===== Recorded data
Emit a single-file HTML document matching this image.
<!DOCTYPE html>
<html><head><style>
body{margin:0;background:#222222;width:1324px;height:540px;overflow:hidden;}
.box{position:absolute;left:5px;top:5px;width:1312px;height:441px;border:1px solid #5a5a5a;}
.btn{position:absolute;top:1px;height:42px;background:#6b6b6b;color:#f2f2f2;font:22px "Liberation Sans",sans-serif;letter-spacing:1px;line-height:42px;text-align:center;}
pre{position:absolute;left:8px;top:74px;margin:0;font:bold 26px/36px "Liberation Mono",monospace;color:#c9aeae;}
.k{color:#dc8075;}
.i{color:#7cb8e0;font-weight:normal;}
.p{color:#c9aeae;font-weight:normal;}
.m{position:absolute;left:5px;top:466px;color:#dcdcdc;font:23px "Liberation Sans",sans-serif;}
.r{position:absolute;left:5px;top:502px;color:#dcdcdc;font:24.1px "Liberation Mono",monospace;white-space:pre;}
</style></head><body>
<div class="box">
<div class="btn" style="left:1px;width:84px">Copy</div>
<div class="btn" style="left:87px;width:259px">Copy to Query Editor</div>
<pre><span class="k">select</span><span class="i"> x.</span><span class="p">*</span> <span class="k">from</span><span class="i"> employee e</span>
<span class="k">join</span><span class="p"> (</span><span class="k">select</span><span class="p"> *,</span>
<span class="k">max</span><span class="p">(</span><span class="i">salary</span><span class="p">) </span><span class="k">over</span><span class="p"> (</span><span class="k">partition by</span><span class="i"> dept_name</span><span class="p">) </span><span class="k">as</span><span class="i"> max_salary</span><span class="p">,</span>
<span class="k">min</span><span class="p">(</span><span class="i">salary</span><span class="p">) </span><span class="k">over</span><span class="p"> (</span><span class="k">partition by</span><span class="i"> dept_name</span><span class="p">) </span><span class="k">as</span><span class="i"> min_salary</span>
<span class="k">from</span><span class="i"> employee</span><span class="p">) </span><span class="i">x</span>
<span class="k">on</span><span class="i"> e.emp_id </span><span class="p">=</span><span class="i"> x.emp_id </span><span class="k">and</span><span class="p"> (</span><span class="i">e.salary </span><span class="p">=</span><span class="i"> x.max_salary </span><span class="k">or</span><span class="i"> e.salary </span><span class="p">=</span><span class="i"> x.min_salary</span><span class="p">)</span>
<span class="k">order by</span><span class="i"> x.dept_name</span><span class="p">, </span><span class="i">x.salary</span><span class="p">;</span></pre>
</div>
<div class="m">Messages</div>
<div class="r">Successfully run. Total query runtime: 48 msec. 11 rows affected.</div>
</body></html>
==========
**Work instructions**: Copy all of the data. Keep every word exactly as it is.

**The solution**:
Emit a single-file HTML document matching this image.
<!DOCTYPE html>
<html><head><style>
body{margin:0;background:#222222;width:1324px;height:540px;overflow:hidden;}
.box{position:absolute;left:5px;top:5px;width:1312px;height:441px;border:1px solid #5a5a5a;}
.btn{position:absolute;top:1px;height:42px;background:#6b6b6b;color:#f2f2f2;font:22px "Liberation Sans",sans-serif;letter-spacing:1px;line-height:42px;text-align:center;}
pre{position:absolute;left:8px;top:74px;margin:0;font:bold 26px/36px "Liberation Mono",monospace;color:#c9aeae;}
.k{color:#dc8075;}
.i{color:#7cb8e0;font-weight:normal;}
.p{color:#c9aeae;font-weight:normal;}
.m{position:absolute;left:5px;top:466px;color:#dcdcdc;font:23px "Liberation Sans",sans-serif;}
.r{position:absolute;left:5px;top:502px;color:#dcdcdc;font:24.1px "Liberation Mono",monospace;white-space:pre;}
</style></head><body>
<div class="box">
<div class="btn" style="left:1px;width:84px">Copy</div>
<div class="btn" style="left:87px;width:259px">Copy to Query Editor</div>
<pre><span class="k">select</span><span class="i"> x.</span><span class="p">*</span> <span class="k">from</span><span class="i"> employee e</span>
<span class="k">join</span><span class="p"> (</span><span class="k">select</span><span class="p"> *,</span>
<span class="k">max</span><span class="p">(</span><span class="i">salary</span><span class="p">) </span><span class="k">over</span><span class="p"> (</span><span class="k">partition by</span><span class="i"> dept_name</span><span class="p">) </span><span class="k">as</span><span class="i"> max_salary</span><span class="p">,</span>
<span class="k">min</span><span class="p">(</span><span class="i">salary</span><span class="p">) </span><span class="k">over</span><span class="p"> (</span><span class="k">partition by</span><span class="i"> dept_name</span><span class="p">) </span><span class="k">as</span><span class="i"> min_salary</span>
<span class="k">from</span><span class="i"> employee</span><span class="p">) </span><span class="i">x</span>
<span class="k">on</span><span class="i"> e.emp_id </span><span class="p">=</span><span class="i"> x.emp_id </span><span class="k">and</span><span class="p"> (</span><span class="i">e.salary </span><span class="p">=</span><span class="i"> x.max_salary </span><span class="k">or</span><span class="i"> e.salary </span><span class="p">=</span><span class="i"> x.min_salary</span><span class="p">)</span>
<span class="k">order by</span><span class="i"> x.dept_name</span><span class="p">, </span><span class="i">x.salary</span><span class="p">;</span></pre>
</div>
<div class="m">Messages</div>
<div class="r">Successfully run. Total query runtime: 48 msec. 11 rows affected.</div>
</body></html>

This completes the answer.